While there's nothing wrong with moderating for topic, or to remove trolls, I think its plausible for someone to argue that Marcotte is a bit quick to reach for the "delete" key regarding some of her commenters. I can't exactly muster statistical data in support of this, but I do know that the only comment I ever posted on her blog was deleted, and that I didn't think it was really delete-worthy. It disagreed with her, but it wasn't insulting.

She was criticizing some article, I don't even remember which one now, and made a few rhetorical moves that I thought were unfair. She spent a great deal of time criticizing the author for what she read into his writing, then noted that the author "finally" got to what she believed to be the central point. The impression she clearly gave was that the author was only noting the perspective she found compelling in passing at the end of a long, mysogynist article.
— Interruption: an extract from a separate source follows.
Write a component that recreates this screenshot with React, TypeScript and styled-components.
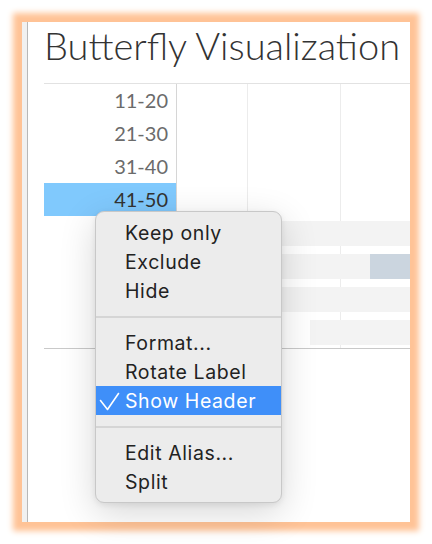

In reality, this "finally" was about 3 paragraphs in to a rather lengthy article, which focused at great length on exactly what she wanted it to.

I made note of this, and also of the strategy that she was employing in critiquing the article: as the article itself didn't make any blatantly sexist statements, she took statements that could plausibly have a sexist meaning if one were significantly uncharitable and if one were to add a lot of context that wasn't present in the article, compared them to statements made by people and in contexts where the sexism was obvious, and blasted the author for the sexism of other people in other contexts saying other things. It was the first time that I realized that what she was doing wasn't really critiquing the article she was allegedly critiquing, but rather, she was employing the devices of literary theory to connect a single sentence to a larger dialogue about feminism, and to use it as a springboard to critique that dialogue, while imputing it all to an unsuspecting author of a relatively lame newspaper fluff piece.